Beeinflusst von Persönlichkeiten wie Julia Kristeva und Michel Foucault veränderte Chadwick ihre Herangehensweise an Körper und Geschlecht als Sujet. Ging es ihr zunächst um die Darstellung, begann sie schließlich, die Definitionen dieser Begriffe infrage zu stellen. Mit Piss Flower (1991–1992), einer Serie von zwölf Gipsplastiken, deren gemeinsames Motiv Urinspuren im Schnee sind, stellt sie das Geschlecht infrage, indem sie die damit verbundenen Erwartungen umkehrt. In ihrem Versuch, Weiblichkeit und Geschlecht als soziales Konstrukt, in dessen Mittelpunkt ein unterwürfiges Begehren steht, zu analysieren, nutzt Chadwick Gegensatz und Antithese als Mittel für Erkundungen, für die Suche nach Wahrheit im Widerspruch. Besonderes Interesse hatte sie an dem Zusammenhang zwischen dem sich erregenden Körper und dem „Abjekt“. Daher ihr Fokus auf dem Tabu von Körperteilen und der Verwendung von verrottenden Materialien, hauptsächlich Lebensmitteln.
Durch dieses ständige Infragestellen wurde der Weg zu zahlreichen Ausstellungen geebnet. Ihre erste Einzelausstellung fand 1986 im Institute of Contemporary Arts in London statt, wo sie Frühwerke wie The Oval Court präsentierte. In ihrer Ausstellung Effluvia (1994) wurde dann die Entwicklung ins Innere gezeigt, die Chadwick in den 90er-Jahren des 20. Jahrhunderts mit ihrem Werk vollzogen hatte.

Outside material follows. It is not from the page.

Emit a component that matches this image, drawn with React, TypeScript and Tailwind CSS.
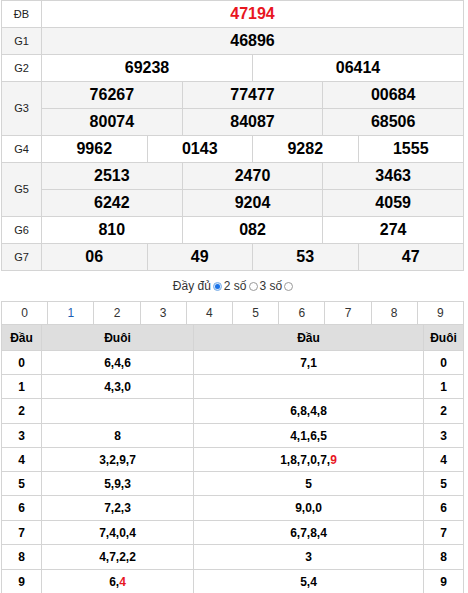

Chadwick starb 1996 mit 42 Jahren an einem Herzanfall. Fast zehn Jahre nach ihrem Tod fand 2004–2005 in der Barbican Art Gallery (London) eine umfangreiche Retrospektive statt, die anschließend auch in der Liljevalch Konsthall (Stockholm), dem Kunstmuseet Trapholt (Kolding) und der Manchester Art Gallery gezeigt wurde.